### INSTRUCTION
Repeat all the material exactly; pictures stay out of your copy.

### COLLECTED DATA
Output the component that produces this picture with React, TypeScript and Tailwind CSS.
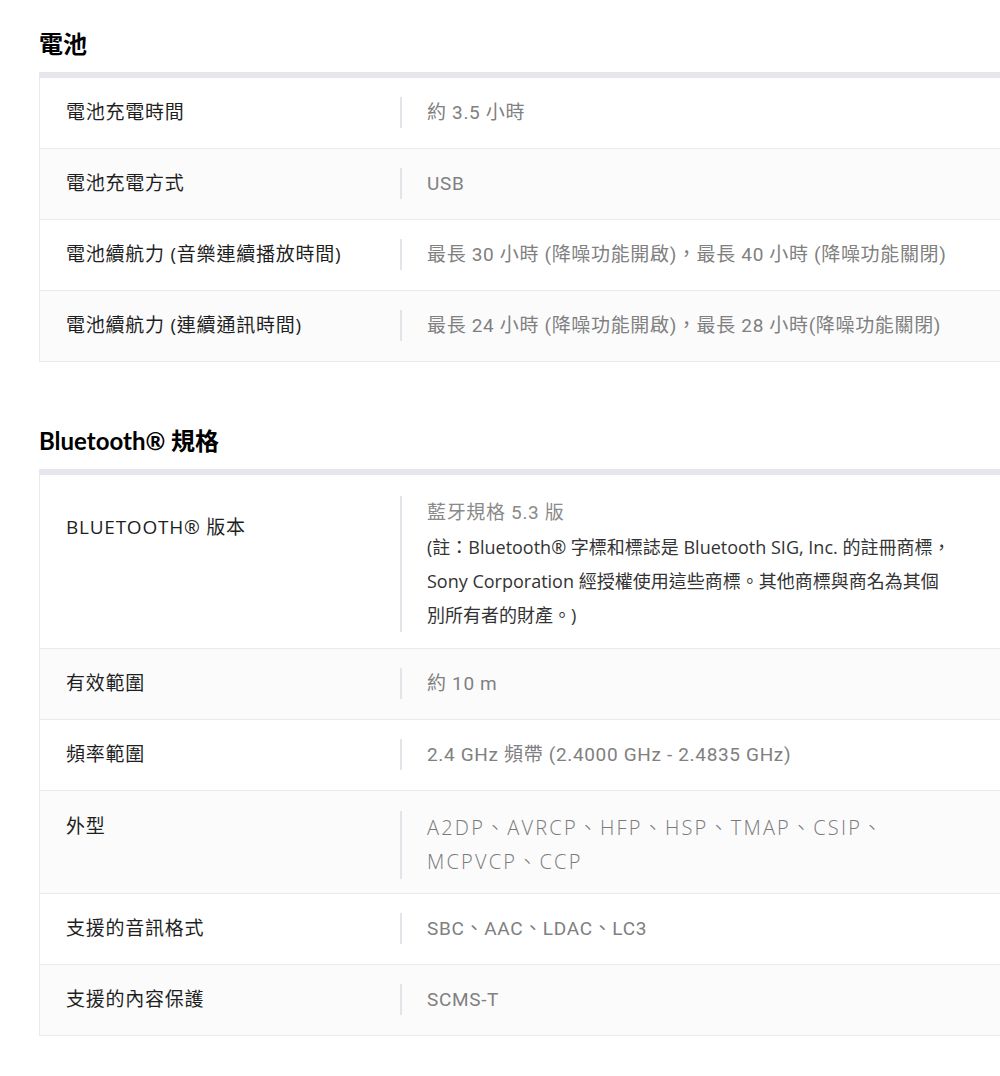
const cjk = '"Noto Sans CJK TC", sans-serif'

type Row = {
  label: string
  value: React.ReactNode
  labelPad?: string
  rowPad?: string
}

const battery: Row[] = [
  { label: '電池充電時間', value: '約 3.5 小時' },
  { label: '電池充電方式', value: 'USB' },
  { label: '電池續航力 (音樂連續播放時間)', value: '最長 30 小時 (降噪功能開啟)，最長 40 小時 (降噪功能關閉)' },
  { label: '電池續航力 (連續通訊時間)', value: '最長 24 小時 (降噪功能開啟)，最長 28 小時(降噪功能關閉)' },
]

const bluetooth: Row[] = [
  {
    label: 'BLUETOOTH® 版本',
    labelPad: 'pt-[16px]',
    rowPad: 'pt-[21px] pb-[16px]',
    value: (
      <div className="leading-[34px]">
        <div className="text-[#8a8a8a]">藍牙規格 5.3 版</div>
        <div className="text-[18px] tracking-normal text-[#333]" style={{ fontFamily: `"Open Sans", ${cjk}` }}>
          (註：Bluetooth® 字標和標誌是 Bluetooth SIG, Inc. 的註冊商標，
          <br />
          Sony Corporation 經授權使用這些商標。其他商標與商名為其個
          <br />
          別所有者的財產。)
        </div>
      </div>
    ),
  },
  { label: '有效範圍', value: '約 10 m' },
  { label: '頻率範圍', value: '2.4 GHz 頻帶 (2.4000 GHz - 2.4835 GHz)' },
  {
    label: '外型',
    rowPad: 'pt-[20px] pb-[14px]',
    value: (
      <div
        className="text-[20px] leading-[34px] font-light tracking-[0.11em] text-[#7a7a7a]"
        style={{ fontFamily: `"Open Sans", ${cjk}` }}
      >
        A2DP、AVRCP、HFP、HSP、TMAP、CSIP、
        <br />
        MCPVCP、CCP
      </div>
    ),
  },
  { label: '支援的音訊格式', value: 'SBC、AAC、LDAC、LC3' },
  { label: '支援的內容保護', value: 'SCMS-T' },
]

function SpecTable({ rows }: { rows: Row[] }) {
  return (
    <div className="border-t-[6px] border-[#e6e6ec]">
      {rows.map((r, i) => (
        <div
          key={r.label}
          className={`flex items-start border-b border-l border-[#e9e9ef] ${r.rowPad ?? 'pt-[19px] pb-[20px]'} ${
            i % 2 === 1 ? 'bg-[#fbfbfc]' : 'bg-white'
          }`}
        >
          <div
            className={`w-[360px] shrink-0 pl-[26px] text-[19px] leading-[31px] tracking-[0.04em] text-[#1f1f1f] ${r.labelPad ?? ''}`}
            style={{ fontFamily: `"Open Sans", ${cjk}` }}
          >
            {r.label}
          </div>
          <div
            className="border-l-2 border-[#e3e3e9] pl-[25px] text-[19px] leading-[31px] tracking-[0.035em] text-[#808080]"
            style={{ fontFamily: `Roboto, ${cjk}` }}
          >
            {r.value}
          </div>
        </div>
      ))}
    </div>
  )
}

function Section({ title, rows, className }: { title: string; rows: Row[]; className?: string }) {
  return (
    <section className={className}>
      <h2
        className="mb-[12px] text-[24px] leading-[32px] font-bold text-black"
        style={{ fontFamily: `Lato, ${cjk}` }}
      >
        {title}
      </h2>
      <SpecTable rows={rows} />
    </section>
  )
}

export default function App() {
  return (
    <div className="h-[1076px] w-[1000px] overflow-hidden bg-white pt-[28px]">
      <div className="ml-[39px] w-[1000px]">
        <Section title="電池" rows={battery} />
        <Section title="Bluetooth® 規格" rows={bluetooth} className="mt-[63px]" />
      </div>
    </div>
  )
}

### COMPLETED TASK
Output the component that produces this picture with React, TypeScript and Tailwind CSS.
const cjk = '"Noto Sans CJK TC", sans-serif'

type Row = {
  label: string
  value: React.ReactNode
  labelPad?: string
  rowPad?: string
}

const battery: Row[] = [
  { label: '電池充電時間', value: '約 3.5 小時' },
  { label: '電池充電方式', value: 'USB' },
  { label: '電池續航力 (音樂連續播放時間)', value: '最長 30 小時 (降噪功能開啟)，最長 40 小時 (降噪功能關閉)' },
  { label: '電池續航力 (連續通訊時間)', value: '最長 24 小時 (降噪功能開啟)，最長 28 小時(降噪功能關閉)' },
]

const bluetooth: Row[] = [
  {
    label: 'BLUETOOTH® 版本',
    labelPad: 'pt-[16px]',
    rowPad: 'pt-[21px] pb-[16px]',
    value: (
      <div className="leading-[34px]">
        <div className="text-[#8a8a8a]">藍牙規格 5.3 版</div>
        <div className="text-[18px] tracking-normal text-[#333]" style={{ fontFamily: `"Open Sans", ${cjk}` }}>
          (註：Bluetooth® 字標和標誌是 Bluetooth SIG, Inc. 的註冊商標，
          <br />
          Sony Corporation 經授權使用這些商標。其他商標與商名為其個
          <br />
          別所有者的財產。)
        </div>
      </div>
    ),
  },
  { label: '有效範圍', value: '約 10 m' },
  { label: '頻率範圍', value: '2.4 GHz 頻帶 (2.4000 GHz - 2.4835 GHz)' },
  {
    label: '外型',
    rowPad: 'pt-[20px] pb-[14px]',
    value: (
      <div
        className="text-[20px] leading-[34px] font-light tracking-[0.11em] text-[#7a7a7a]"
        style={{ fontFamily: `"Open Sans", ${cjk}` }}
      >
        A2DP、AVRCP、HFP、HSP、TMAP、CSIP、
        <br />
        MCPVCP、CCP
      </div>
    ),
  },
  { label: '支援的音訊格式', value: 'SBC、AAC、LDAC、LC3' },
  { label: '支援的內容保護', value: 'SCMS-T' },
]

function SpecTable({ rows }: { rows: Row[] }) {
  return (
    <div className="border-t-[6px] border-[#e6e6ec]">
      {rows.map((r, i) => (
        <div
          key={r.label}
          className={`flex items-start border-b border-l border-[#e9e9ef] ${r.rowPad ?? 'pt-[19px] pb-[20px]'} ${
            i % 2 === 1 ? 'bg-[#fbfbfc]' : 'bg-white'
          }`}
        >
          <div
            className={`w-[360px] shrink-0 pl-[26px] text-[19px] leading-[31px] tracking-[0.04em] text-[#1f1f1f] ${r.labelPad ?? ''}`}
            style={{ fontFamily: `"Open Sans", ${cjk}` }}
          >
            {r.label}
          </div>
          <div
            className="border-l-2 border-[#e3e3e9] pl-[25px] text-[19px] leading-[31px] tracking-[0.035em] text-[#808080]"
            style={{ fontFamily: `Roboto, ${cjk}` }}
          >
            {r.value}
          </div>
        </div>
      ))}
    </div>
  )
}

function Section({ title, rows, className }: { title: string; rows: Row[]; className?: string }) {
  return (
    <section className={className}>
      <h2
        className="mb-[12px] text-[24px] leading-[32px] font-bold text-black"
        style={{ fontFamily: `Lato, ${cjk}` }}
      >
        {title}
      </h2>
      <SpecTable rows={rows} />
    </section>
  )
}

export default function App() {
  return (
    <div className="h-[1076px] w-[1000px] overflow-hidden bg-white pt-[28px]">
      <div className="ml-[39px] w-[1000px]">
        <Section title="電池" rows={battery} />
        <Section title="Bluetooth® 規格" rows={bluetooth} className="mt-[63px]" />
      </div>
    </div>
  )
}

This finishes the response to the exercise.